Il reflète l’image des négociateurs d’Arusha: son mode de mise en place a été la nomination, selon qu’on était du groupe G10, à majorité tutsi, ou du groupe G7, à majorité hutu, signataires des accords d’Arusha. Ce Sénat était dirigé par Libère Bararunteretse, issu du Parti Uprona, faisant ainsi équilibre avec l’Assemblée Nationale dirigée par Jean Minani, du groupe G7. Il était composé de 52 sénateurs, à parité ethnique, de trois représentants des Batwas et des anciens présidents Jean Baptiste Bagaza, Pierre Buyoya et Sylvestre Ntibantunganya.

Les membres du Sénat de transition étaient désignés par le Président de la République, le Vice-président de la République et le Bureau de l’Assemblée Nationale dans le respect des équilibres politiques, ethniques et régionaux.

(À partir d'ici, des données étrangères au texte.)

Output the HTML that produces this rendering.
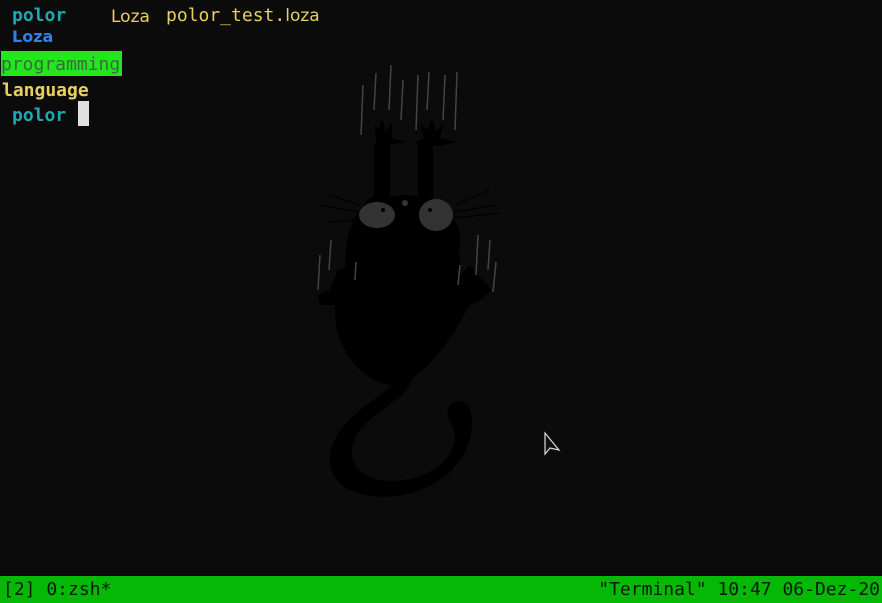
<!DOCTYPE html>
<html><head><meta charset="utf-8"><style>
html,body{margin:0;padding:0;width:882px;height:602px;overflow:hidden;background:#0b0b0b;}
.t{position:absolute;font-family:"DejaVu Sans Mono","Liberation Mono",monospace;font-size:18px;line-height:20px;white-space:pre;}
.p{font-family:"DejaVu Sans","Liberation Sans",sans-serif;}
</style></head><body>
<svg style="position:absolute;left:0;top:0" width="882" height="602">
<g fill="#000">
<path d="M378 150 L374 125 L378 130 L382 118 L386 132 L392 122 L392 138 L405 142 L388 145 L386 200 L420 200 L420 145 L415 142 L424 138 L420 125 L428 130 L432 118 L436 132 L444 122 L440 138 L456 142 L440 146 L432 146 L430 205 C455 215 462 250 460 275 L470 265 L478 275 L492 290 L480 300 L470 305 C455 330 440 360 410 380 C395 390 375 385 355 365 C335 340 335 320 335 305 L320 305 L318 295 L330 290 L338 270 L345 268 C345 250 348 225 360 210 C365 200 372 195 380 195 Z"/>
<rect x="374" y="140" width="16" height="70" rx="6"/>
<rect x="418" y="140" width="15" height="70" rx="6"/>
<ellipse cx="405" cy="240" rx="55" ry="45"/>
<path d="M400 378 C380 400 330 420 330 460 C330 495 380 505 420 490 C460 475 478 440 470 410 C465 398 450 398 448 410 C446 420 455 425 455 440 C450 470 410 485 380 480 C350 475 345 450 360 430 C375 410 405 400 412 380 Z"/>
</g>
<ellipse cx="377" cy="215" rx="18" ry="13" fill="#333"/>
<ellipse cx="436" cy="215" rx="17" ry="16" fill="#333"/>
<circle cx="383" cy="210" r="2" fill="#000"/><circle cx="430" cy="210" r="2" fill="#000"/>
<circle cx="405" cy="203" r="3" fill="#333"/>
<g stroke="#444" stroke-width="1.5">
<line x1="361" y1="135" x2="363" y2="85"/><line x1="374" y1="110" x2="376" y2="73"/><line x1="389" y1="110" x2="391" y2="65"/><line x1="401" y1="120" x2="403" y2="80"/><line x1="416" y1="130" x2="418" y2="75"/><line x1="427" y1="110" x2="429" y2="72"/><line x1="443" y1="120" x2="445" y2="75"/><line x1="455" y1="130" x2="457" y2="72"/>
<line x1="318" y1="290" x2="320" y2="255"/><line x1="329" y1="270" x2="331" y2="240"/><line x1="355" y1="280" x2="356" y2="262"/>
<line x1="458" y1="285" x2="460" y2="265"/><line x1="476" y1="275" x2="478" y2="235"/><line x1="488" y1="270" x2="490" y2="240"/><line x1="493" y1="292" x2="496" y2="262"/>
</g>
<g stroke="#000" stroke-width="1.2">
<line x1="360" y1="205" x2="330" y2="195"/><line x1="358" y1="212" x2="320" y2="205"/><line x1="358" y1="220" x2="325" y2="222"/>
<line x1="455" y1="205" x2="490" y2="190"/><line x1="455" y1="212" x2="495" y2="205"/><line x1="455" y1="218" x2="500" y2="213"/>
</g>
<path d="M545 433 L545 454 L550 448 L559 450 Z" fill="#111" stroke="#ddd" stroke-width="1.2"/>
</svg>
<div class="t" style="left:12px;top:6px;color:#1fa8b2;font-weight:bold">polor</div>
<div class="t p" style="left:111px;top:7px;color:#e8d060;font-size:17px">Loza</div>
<div class="t" style="left:166px;top:6px;color:#e8d060">polor_test.<span class="p" style="font-size:17px">loza</span></div>
<div class="t p" style="left:12px;top:27px;color:#2b84e8;font-weight:bold;font-size:16px">Loza</div>
<div style="position:absolute;left:1px;top:51px;width:121px;height:25px;background:#22e61e"></div>
<div class="t" style="left:1px;top:55px;color:#3b6b3b">programming</div>
<div class="t" style="left:2px;top:81px;color:#e8d060;font-weight:bold">language</div>
<div class="t" style="left:12px;top:106px;color:#1fa8b2;font-weight:bold">polor</div>
<div style="position:absolute;left:78px;top:101px;width:11px;height:25px;background:#e0e0e0"></div>
<div style="position:absolute;left:0;top:575px;width:882px;height:27px;background:#05b805;border-top:1px solid #000"></div>
<div class="t" style="left:3px;top:580px;color:#0a1a0a">[2] 0:zsh*</div>
<div class="t" style="right:2px;top:580px;color:#0a1a0a">"Terminal" 10:47 06-Dez-20</div>
</body></html>
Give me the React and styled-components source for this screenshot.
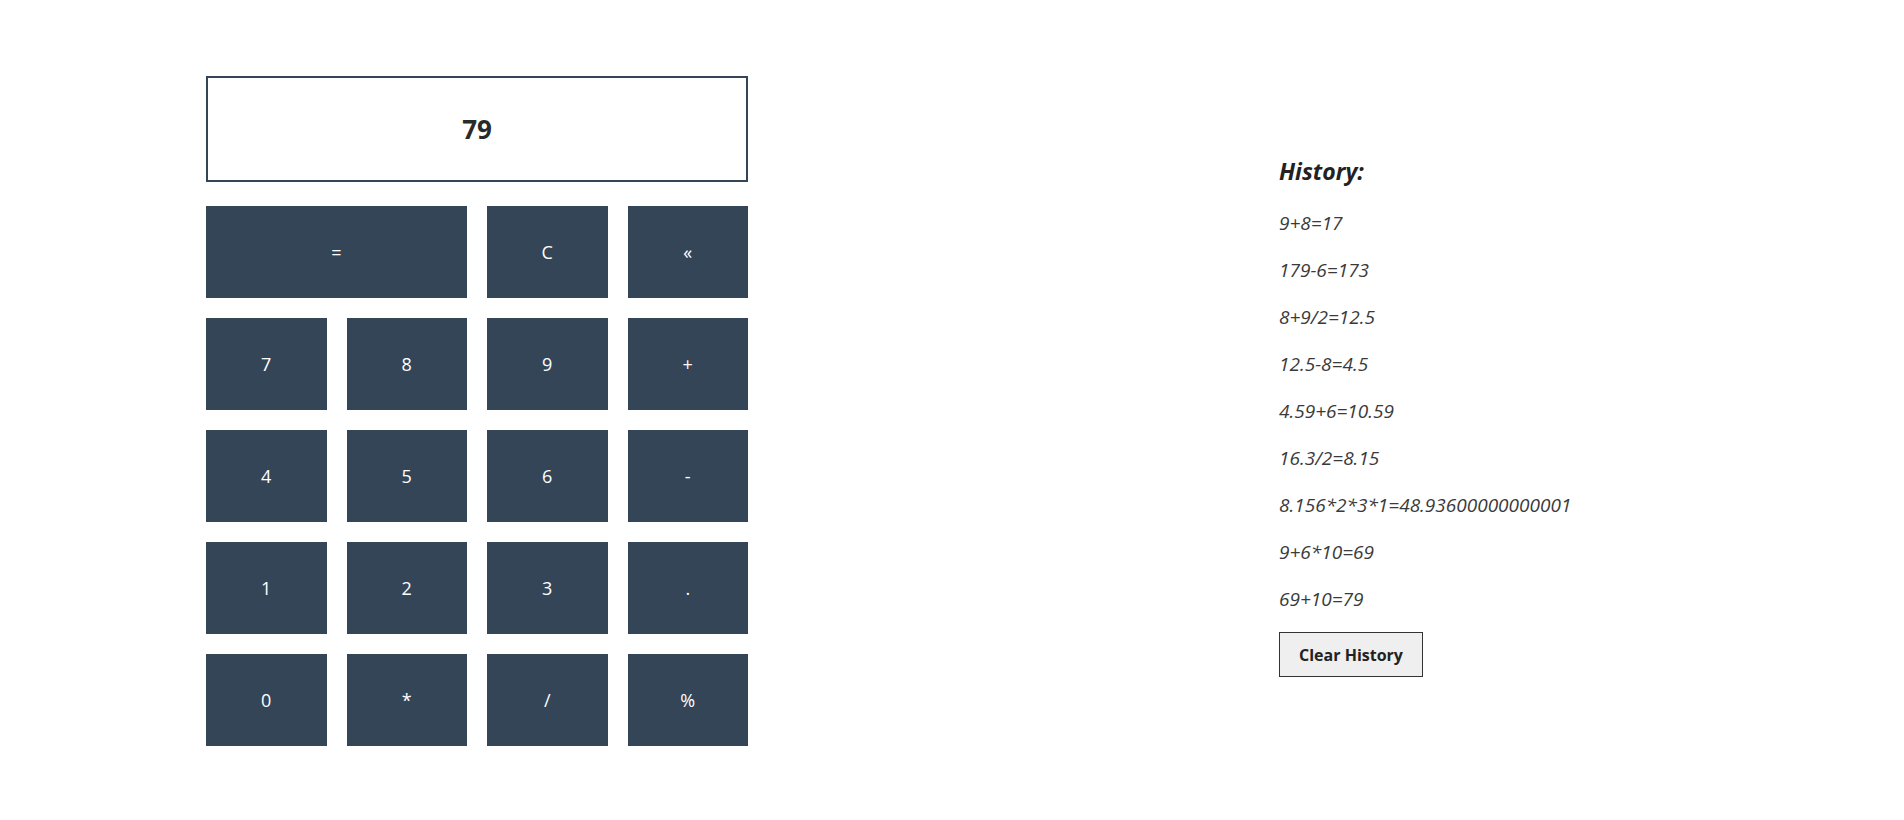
import React, { useState } from "react";
import styled, { createGlobalStyle } from "styled-components";

const GlobalStyle = createGlobalStyle`
  html, body {
    margin: 0;
    padding: 0;
    background: #fff;
  }
  body {
    font-family: "Open Sans", "Noto Sans", sans-serif;
    color: #222;
  }
`;

const Page = styled.div`
  display: flex;
  align-items: flex-start;
  padding: 76px 0 0 206px;
  gap: 531px;
`;

const Calculator = styled.div`
  width: 542px;
`;

const Display = styled.div`
  box-sizing: border-box;
  height: 106px;
  border: 2px solid #344557;
  display: flex;
  align-items: center;
  justify-content: center;
  font-size: 26px;
  font-weight: 700;
  color: #2a2a2a;
  margin-bottom: 24px;
`;

const Keys = styled.div`
  display: grid;
  grid-template-columns: repeat(4, 1fr);
  grid-auto-rows: 92px;
  gap: 20px;
`;

const Key = styled.button`
  grid-column: span ${(props) => props.$span || 1};
  border: none;
  margin: 0;
  padding: 0;
  background: #344557;
  color: #fff;
  font-family: inherit;
  font-size: 18px;
  cursor: pointer;
  &:hover {
    background: #2c3a4a;
  }
`;

const History = styled.div`
  padding-top: 80px;
`;

const HistoryTitle = styled.h3`
  margin: 0 0 23px;
  font-size: 23px;
  line-height: 31px;
  font-weight: 700;
  font-style: italic;
  color: #222;
`;

const HistoryItem = styled.p`
  margin: 0 0 20px;
  font-size: 19px;
  line-height: 27px;
  font-style: italic;
  color: #3a3a3a;
`;

const ClearBtn = styled.button`
  box-sizing: border-box;
  width: 144px;
  height: 45px;
  margin-top: -1px;
  background: #efefef;
  border: 1px solid #333;
  font-family: inherit;
  font-size: 16px;
  font-weight: 700;
  color: #222;
  cursor: pointer;
`;

const initialHistory = [
  "9+8=17",
  "179-6=173",
  "8+9/2=12.5",
  "12.5-8=4.5",
  "4.59+6=10.59",
  "16.3/2=8.15",
  "8.156*2*3*1=48.93600000000001",
  "9+6*10=69",
  "69+10=79",
];

const rows = [
  ["7", "8", "9", "+"],
  ["4", "5", "6", "-"],
  ["1", "2", "3", "."],
  ["0", "*", "/", "%"],
];

export default function App() {
  const [value, setValue] = useState("79");
  const [history, setHistory] = useState(initialHistory);

  const press = (k) => setValue((v) => v + k);

  const calculate = () => {
    try {
      // eslint-disable-next-line no-new-func
      const result = Function(`"use strict"; return (${value})`)();
      setHistory((h) => [...h, `${value}=${result}`]);
      setValue(String(result));
    } catch (e) {
      setValue("Error");
    }
  };

  return (
    <>
      <GlobalStyle />
      <Page>
        <Calculator>
          <Display>{value}</Display>
          <Keys>
            <Key $span={2} onClick={calculate}>
              =
            </Key>
            <Key onClick={() => setValue("")}>C</Key>
            <Key onClick={() => setValue((v) => v.slice(0, -1))}>«</Key>
            {rows.flat().map((k) => (
              <Key key={k} onClick={() => press(k)}>
                {k}
              </Key>
            ))}
          </Keys>
        </Calculator>
        <History>
          <HistoryTitle>History:</HistoryTitle>
          {history.map((item, i) => (
            <HistoryItem key={i}>{item}</HistoryItem>
          ))}
          <ClearBtn onClick={() => setHistory([])}>Clear History</ClearBtn>
        </History>
      </Page>
    </>
  );
}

Quant au Sénat post-transition, il est composé de 49 sénateurs répartis en 4 catégories, tous les sénateurs disposant, indépendamment de la catégorie dont ils sont issus, du même statut. 34 sénateurs sont élus dans chaque province du Burundi. Un collège électoral composé des membres des conseils communaux de la Province considérée élit deux Sénateurs, provenant des communautés ethniques différentes et aux scrutins distincts.

Le Sénat comprend également trois Sénateurs cooptés représentant l’ethnie Batwa et provenant de régions différentes. Il compte aussi les anciens chefs d’Etat qui en son membres de plein droit et à vie. Enfin la Constitution impose un minimum de 30% de femmes et prévoit, à cet effet, une procédure de cooptation pour corriger, le cas échéant, la composition du Sénat. Cela vaut aussi pour la représentation des trois catégories précédentes.